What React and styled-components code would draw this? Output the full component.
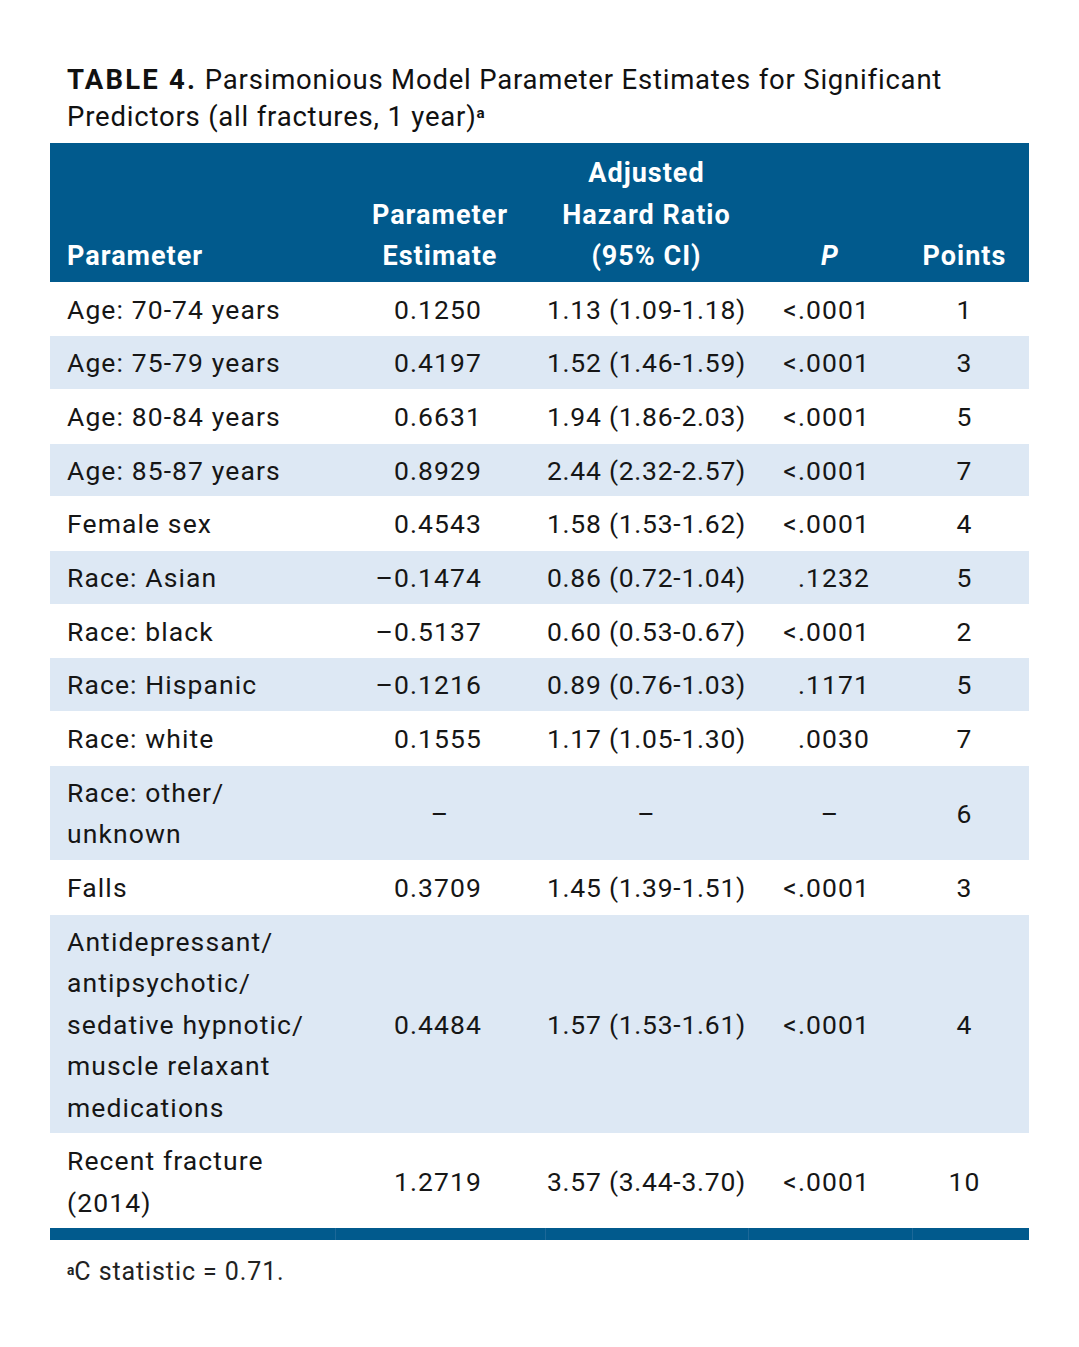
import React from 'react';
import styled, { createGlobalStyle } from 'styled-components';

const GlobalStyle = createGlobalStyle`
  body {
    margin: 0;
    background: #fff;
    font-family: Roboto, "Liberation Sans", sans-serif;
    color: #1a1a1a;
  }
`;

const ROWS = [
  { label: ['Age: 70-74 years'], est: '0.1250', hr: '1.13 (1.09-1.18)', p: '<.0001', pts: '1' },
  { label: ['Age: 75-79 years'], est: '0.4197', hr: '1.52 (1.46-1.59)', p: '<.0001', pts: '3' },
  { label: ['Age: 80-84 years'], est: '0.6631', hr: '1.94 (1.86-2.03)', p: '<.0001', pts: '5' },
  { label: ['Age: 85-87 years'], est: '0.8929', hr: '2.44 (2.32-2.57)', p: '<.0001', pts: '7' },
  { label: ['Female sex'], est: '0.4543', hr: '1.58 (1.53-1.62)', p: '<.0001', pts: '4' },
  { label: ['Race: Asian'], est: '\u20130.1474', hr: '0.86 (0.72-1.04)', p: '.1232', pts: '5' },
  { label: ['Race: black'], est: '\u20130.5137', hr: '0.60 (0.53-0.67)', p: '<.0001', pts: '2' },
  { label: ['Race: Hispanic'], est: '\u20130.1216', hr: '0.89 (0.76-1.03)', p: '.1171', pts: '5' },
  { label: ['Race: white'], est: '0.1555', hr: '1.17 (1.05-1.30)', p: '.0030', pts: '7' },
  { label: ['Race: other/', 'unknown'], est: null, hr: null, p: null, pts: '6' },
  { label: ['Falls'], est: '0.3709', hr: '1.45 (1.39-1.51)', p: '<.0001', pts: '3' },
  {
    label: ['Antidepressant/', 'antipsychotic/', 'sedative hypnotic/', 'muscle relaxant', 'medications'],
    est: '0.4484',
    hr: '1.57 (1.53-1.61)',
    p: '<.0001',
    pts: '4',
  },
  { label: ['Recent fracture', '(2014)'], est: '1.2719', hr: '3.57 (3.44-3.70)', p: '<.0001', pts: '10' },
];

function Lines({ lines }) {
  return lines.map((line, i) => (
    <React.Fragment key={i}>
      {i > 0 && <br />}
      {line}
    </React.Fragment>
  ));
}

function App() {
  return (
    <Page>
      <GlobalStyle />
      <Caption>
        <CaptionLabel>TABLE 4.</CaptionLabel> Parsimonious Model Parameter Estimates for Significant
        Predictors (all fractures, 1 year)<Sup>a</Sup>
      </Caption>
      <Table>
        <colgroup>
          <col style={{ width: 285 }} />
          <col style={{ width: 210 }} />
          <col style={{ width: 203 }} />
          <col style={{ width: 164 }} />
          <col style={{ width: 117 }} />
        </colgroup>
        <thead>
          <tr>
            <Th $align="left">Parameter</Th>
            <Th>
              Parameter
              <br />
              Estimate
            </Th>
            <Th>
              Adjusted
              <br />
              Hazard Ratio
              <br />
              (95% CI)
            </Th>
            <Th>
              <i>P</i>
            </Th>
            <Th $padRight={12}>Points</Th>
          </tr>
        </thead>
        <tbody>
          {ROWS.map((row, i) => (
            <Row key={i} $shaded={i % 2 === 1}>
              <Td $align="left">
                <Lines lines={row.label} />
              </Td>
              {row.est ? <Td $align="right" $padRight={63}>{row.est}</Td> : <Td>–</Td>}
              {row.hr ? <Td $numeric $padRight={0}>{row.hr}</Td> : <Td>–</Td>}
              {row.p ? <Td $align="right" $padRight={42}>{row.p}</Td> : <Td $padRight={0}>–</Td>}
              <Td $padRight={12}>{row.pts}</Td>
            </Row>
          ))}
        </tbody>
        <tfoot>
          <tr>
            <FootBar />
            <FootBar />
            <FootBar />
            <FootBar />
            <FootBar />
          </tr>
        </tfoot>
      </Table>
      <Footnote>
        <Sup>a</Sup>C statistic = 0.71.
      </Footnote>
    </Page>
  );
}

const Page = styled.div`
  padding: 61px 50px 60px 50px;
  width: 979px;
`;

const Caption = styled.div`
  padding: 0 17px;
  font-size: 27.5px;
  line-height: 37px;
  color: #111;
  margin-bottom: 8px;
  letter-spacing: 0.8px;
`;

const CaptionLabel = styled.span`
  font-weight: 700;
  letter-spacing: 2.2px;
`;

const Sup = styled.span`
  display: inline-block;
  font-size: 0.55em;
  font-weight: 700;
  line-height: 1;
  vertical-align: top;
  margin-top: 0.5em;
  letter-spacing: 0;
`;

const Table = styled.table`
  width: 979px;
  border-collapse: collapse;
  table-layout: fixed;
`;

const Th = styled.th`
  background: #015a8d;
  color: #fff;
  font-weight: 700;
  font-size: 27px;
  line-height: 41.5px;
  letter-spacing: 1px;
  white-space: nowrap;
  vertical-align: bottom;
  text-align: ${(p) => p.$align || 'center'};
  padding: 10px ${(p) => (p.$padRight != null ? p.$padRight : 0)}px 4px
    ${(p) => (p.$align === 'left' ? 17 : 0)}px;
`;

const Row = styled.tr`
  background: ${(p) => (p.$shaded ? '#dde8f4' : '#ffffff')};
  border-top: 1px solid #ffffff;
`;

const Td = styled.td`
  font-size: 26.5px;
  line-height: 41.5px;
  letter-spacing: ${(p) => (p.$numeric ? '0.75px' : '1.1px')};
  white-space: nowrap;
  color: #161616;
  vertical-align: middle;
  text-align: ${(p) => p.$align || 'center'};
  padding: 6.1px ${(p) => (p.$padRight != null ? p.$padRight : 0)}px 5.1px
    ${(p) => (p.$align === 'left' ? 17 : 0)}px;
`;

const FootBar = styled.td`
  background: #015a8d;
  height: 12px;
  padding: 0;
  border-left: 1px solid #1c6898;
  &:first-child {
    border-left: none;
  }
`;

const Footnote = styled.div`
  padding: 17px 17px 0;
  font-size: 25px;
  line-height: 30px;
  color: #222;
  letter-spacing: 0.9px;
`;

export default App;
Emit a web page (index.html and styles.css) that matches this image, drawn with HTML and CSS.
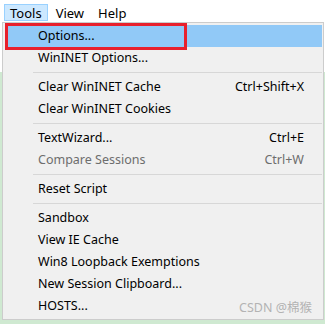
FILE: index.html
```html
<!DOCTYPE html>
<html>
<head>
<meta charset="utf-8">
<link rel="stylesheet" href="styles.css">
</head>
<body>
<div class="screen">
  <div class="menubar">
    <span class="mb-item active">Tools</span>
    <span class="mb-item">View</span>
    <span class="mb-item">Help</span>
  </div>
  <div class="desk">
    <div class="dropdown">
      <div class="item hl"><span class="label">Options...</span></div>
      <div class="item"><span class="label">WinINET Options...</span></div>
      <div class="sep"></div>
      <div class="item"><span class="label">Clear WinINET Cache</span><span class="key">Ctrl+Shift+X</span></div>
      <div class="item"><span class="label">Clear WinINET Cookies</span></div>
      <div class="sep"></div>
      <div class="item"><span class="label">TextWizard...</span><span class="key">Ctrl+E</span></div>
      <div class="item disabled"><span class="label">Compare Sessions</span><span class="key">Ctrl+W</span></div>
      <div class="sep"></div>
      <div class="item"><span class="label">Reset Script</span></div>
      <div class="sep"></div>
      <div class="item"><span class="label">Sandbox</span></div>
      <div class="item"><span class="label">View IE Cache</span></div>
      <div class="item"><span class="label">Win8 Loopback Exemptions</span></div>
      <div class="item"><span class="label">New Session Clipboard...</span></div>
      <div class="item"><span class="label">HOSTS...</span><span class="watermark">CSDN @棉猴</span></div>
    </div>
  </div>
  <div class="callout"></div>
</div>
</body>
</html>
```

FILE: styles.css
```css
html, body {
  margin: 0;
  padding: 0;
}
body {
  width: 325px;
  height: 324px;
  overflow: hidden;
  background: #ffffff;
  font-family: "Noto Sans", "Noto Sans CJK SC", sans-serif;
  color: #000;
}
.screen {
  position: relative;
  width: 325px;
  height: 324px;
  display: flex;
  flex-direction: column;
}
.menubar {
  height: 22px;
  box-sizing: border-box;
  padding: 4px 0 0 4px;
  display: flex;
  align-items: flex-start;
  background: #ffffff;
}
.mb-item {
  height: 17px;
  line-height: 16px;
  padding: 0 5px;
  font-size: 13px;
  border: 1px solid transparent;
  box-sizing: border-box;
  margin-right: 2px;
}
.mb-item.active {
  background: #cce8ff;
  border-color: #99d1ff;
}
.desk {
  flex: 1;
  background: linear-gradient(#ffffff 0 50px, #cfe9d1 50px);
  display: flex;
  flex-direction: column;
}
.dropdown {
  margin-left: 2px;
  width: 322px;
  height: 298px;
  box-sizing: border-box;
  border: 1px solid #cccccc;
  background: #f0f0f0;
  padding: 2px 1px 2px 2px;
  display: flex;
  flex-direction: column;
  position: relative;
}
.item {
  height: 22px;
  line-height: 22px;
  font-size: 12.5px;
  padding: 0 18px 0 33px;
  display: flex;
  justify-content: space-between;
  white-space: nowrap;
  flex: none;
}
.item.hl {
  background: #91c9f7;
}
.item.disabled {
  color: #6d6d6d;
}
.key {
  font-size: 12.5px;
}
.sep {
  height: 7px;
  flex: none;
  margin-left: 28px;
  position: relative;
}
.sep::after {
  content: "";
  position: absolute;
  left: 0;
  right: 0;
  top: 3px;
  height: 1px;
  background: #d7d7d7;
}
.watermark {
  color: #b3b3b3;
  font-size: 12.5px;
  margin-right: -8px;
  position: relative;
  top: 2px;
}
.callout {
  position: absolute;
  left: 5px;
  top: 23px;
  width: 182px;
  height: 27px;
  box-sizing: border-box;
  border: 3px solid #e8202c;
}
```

◆ ◆ ◆ ◆ ◆ ◆ ◆

#### STATED GOAL:
Pick out each line above that includes "this" and show it.

#### FINAL RESULT:
What React and styled-components code would draw this? Output the full component.
Emit a web page (index.html and styles.css) that matches this image, drawn with HTML and CSS.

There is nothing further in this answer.